Dust is the title of the artist’s installation and roughly thirty-minute live work that was presented at Centre Pompidou in Paris as part of “MOVE 2019,” the institution’s annual (since 2017) live festival, curated by Pompidou’s own Caroline Ferreira. Here, Kiswanson took over a large passageway space in the museum, able to be entered by audiences from different points, to construct a sculptural and sonic environment that was intermittently activated by three preadolescent performers.
Keryan, Tidyan, and Noa live within the suburbs of Paris and, like Kiswanson, they are all third-culture kids: children who have grown up in a culture other than their parent’s own. In this way they are French, but they are also Ukrainian, Congolese, Algerian, Swiss, and Haitian. Through recorded and spoken-word deliveries by the performers, which reflect on the human condition in relation to thresholds, borders, and states of being that may initially appear to be at polar opposites, Kiswanson compels the listener to reflect on the construction of identity in a state of social and bodily in-between: one where memory, both one’s own and that which is passed on, exists far beyond lived experience.
Alluding to this process of identity formation as multiple, but also as a constant state of renewal and regeneration, Kiswanson dressed the performers in several layers of clothing that were revealed and carefully shed as part of the performance. Printed on the first layer — comprising a purpose-made canvas cloak, similar to the ones previously used by the artist — were printed images of ghostly X-ray compositions. The artist’s Passings were sown together by hand by a borrowed atelier from the Parisian fashion house of Lanvin, and feature a composite of radiological scans depicting an assemblage of pieces of clothing. Here, various dresses from the Arab region — loaned from the Tiraz Foundation in Jordan, home to more than two thousand Arab costumes from the nineteenth and twentieth century, much of which would have otherwise disappeared — are arranged with pieces of contemporary clothing belonging to each of the performers. In one of the compositions, Noa’s Adidas sports jacket meets the complex embroidery of a Jordanian robe, its metal zip conjoining them as one garment. In another, a pair of Keryan’s sweatpants and a Syrian dress meet to form a hybrid, nongendered piece, obfuscating its original design and purpose.
Kiswanson’s archaeology of dress is as much an effort of resurfacing cultural pasts as it is of transforming and bringing them into the present, creating a physical and spiritual connection between the performers and their — and the artist’s — generational predecessors. The artist’s gesture is that of re-inserting these histories within affective and visual proximity to contemporary life, subtly nodding toward the ways in which Western culture so often seeks to erase difference.
Entering the space with these charged costumes, the performers unfolded a choreographic structure that was as much built around movement as on states of being, perceiving, and looking. Though a performer may come into the room, giving away the perception of a beginning, he may stand next to an audience member for an indefinite period of time, at some point directing their gaze to someone, unannounced, only to remove it seconds later. This effort to create a suspension of time, which is particularly remarkable because of the performer’s skill in holding the attention of a room full with people, most of whom are adults, facilitates a strange situation in which this child is not really a child, but a commanding force of presence akin to an otherworldly being.

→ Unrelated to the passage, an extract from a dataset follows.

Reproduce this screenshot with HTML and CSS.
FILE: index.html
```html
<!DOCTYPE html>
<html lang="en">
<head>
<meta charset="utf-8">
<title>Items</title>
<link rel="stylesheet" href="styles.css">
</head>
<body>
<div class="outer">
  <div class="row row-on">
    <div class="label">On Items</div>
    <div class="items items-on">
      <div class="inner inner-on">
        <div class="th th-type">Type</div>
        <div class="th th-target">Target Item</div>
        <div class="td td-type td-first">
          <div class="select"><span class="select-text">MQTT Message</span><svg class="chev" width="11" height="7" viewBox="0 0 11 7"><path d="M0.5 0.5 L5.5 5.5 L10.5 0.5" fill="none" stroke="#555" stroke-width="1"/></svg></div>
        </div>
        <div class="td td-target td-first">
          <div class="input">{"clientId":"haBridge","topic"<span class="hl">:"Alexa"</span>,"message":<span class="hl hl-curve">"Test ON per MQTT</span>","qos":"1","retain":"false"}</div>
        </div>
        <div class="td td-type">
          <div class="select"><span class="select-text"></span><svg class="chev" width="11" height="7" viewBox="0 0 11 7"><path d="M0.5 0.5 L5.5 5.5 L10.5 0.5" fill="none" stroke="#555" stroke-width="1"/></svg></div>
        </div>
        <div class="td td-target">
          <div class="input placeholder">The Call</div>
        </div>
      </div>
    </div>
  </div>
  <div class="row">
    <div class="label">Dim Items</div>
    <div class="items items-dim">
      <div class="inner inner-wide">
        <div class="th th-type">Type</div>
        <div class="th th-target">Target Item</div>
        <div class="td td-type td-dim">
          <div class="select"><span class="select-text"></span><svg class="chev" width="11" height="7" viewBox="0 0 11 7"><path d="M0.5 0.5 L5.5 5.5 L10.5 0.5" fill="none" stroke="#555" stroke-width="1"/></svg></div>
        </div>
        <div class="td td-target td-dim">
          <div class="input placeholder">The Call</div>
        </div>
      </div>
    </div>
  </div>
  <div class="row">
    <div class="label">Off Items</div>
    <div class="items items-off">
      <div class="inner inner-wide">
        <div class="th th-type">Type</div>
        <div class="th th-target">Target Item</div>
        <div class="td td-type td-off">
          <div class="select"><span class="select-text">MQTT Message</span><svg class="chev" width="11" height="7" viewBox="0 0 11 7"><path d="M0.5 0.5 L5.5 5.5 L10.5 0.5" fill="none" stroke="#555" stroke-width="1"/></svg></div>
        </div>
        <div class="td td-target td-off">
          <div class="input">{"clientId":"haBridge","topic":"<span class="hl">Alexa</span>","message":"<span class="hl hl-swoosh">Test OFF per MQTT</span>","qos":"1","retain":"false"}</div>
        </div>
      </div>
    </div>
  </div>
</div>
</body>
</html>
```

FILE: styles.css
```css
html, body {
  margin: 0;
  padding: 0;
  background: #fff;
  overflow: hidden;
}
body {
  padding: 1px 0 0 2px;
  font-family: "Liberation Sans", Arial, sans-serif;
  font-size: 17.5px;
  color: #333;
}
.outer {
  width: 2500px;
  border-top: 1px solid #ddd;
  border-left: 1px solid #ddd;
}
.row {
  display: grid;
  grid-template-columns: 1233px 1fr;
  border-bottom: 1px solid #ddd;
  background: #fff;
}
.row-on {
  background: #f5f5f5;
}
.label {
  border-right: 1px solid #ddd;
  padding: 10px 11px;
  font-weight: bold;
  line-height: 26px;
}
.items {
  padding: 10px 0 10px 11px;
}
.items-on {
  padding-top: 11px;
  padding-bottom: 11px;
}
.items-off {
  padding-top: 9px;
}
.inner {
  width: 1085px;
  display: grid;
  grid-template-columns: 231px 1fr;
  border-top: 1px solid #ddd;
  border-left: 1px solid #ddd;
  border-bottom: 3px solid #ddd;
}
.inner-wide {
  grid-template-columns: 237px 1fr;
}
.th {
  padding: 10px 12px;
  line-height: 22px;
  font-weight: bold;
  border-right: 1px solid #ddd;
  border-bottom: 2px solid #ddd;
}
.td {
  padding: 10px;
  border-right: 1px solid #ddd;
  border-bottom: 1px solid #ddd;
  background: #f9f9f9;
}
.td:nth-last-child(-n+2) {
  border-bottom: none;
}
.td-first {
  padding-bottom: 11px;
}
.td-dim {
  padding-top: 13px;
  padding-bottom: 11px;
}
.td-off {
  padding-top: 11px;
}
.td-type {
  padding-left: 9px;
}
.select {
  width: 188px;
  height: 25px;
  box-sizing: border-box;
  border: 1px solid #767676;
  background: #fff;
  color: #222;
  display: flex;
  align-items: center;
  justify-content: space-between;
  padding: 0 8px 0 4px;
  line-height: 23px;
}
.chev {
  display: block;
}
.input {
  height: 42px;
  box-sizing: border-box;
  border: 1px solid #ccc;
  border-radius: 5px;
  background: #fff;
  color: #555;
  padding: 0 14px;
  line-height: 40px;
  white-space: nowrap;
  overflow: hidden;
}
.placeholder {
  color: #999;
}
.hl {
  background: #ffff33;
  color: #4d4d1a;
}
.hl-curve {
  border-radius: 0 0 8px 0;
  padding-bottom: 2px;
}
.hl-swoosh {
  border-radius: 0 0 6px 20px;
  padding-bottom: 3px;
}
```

To achieve such situations, Kiswanson creates an environment in which his young performers retain a belief in their ability to have control over what is happening, something that is undoubtedly palpable in the confidence of their deliveries. Such control was also afforded by pulling from the performer’s own strengths, in particular their backgrounds as dancers across the disciplines of hip-hop and dancehall, choreographic cultures developed within the suburbs in the city. Kiswanson, who for the first time purposefully sought to work with these skillsets, sampled movements from each of the performer’s dance vocabularies and extended them, both in duration and form, to create new deliveries that strangered their potentially familiar reception.
Here, a performer lifts his body with his hands on the floor, subsequently dropping to the ground; the action is repeated multiple times in a state of alienation. Another performer may appear to begin to slowly dance, only to return to their starting position, and then shortly begin the same action again. Running, faltering, falling, lifting: all are actions encountered throughout a choreography in which the performers appear to be going somewhere. But when reaching a point of arrival their bodies seemingly give in, never fully arriving. Throughout, Keryan, Tidyan, and Noa engage with one another in tender and generous ways, holding each other’s bodies, shielding their eyes, touching their fingertips, and embracing each other with filial care, furthering a feeling of their journey as shared.
This impossibility of reaching an end, or feeling captured by a feeling of resolution, rendered the performers in a constant state of motion, one with rapidly changing effects. It is a question of the passing of time — both choreographic time as well as real time. The inclusion of a curtain composed of thin strips of polished metal in the middle of the space and the setting of the performance in the cusp of the afternoon’s sunset created a situation in which light — in its movement through the room’s windows — bounced off of the mirrored surfaces and created a myriad of changing reflections throughout the space and the performance. What you might see in one particular moment would be different in the next; what you might encounter on one day would be nonexistent on another. Toying with ephemerality as a condition of the work, Kiswanson further alludes to the malleable nature of identity formation at this stage in the performer’s lives. They are unable to be fully defined.
Kiswanson will present a final iteration of this body of work as part of the Performa 19 Biennial, taking place November 1–24 across New York, but he will likely never be able to restate this performance again; at least not in its same configuration. Keryan, Tidyan, and Noa will soon enter new phases of development. Even a year from now, the performers will have grown up. Their sense of self might be different, and their bodies will have changed. They might be taller, broader; their costumes will no longer fit. For those who witnessed their performance over these days in Paris, Kiswanson facilitated an encounter with something at the brink of disappearance: as fleeting and ungraspable as dust.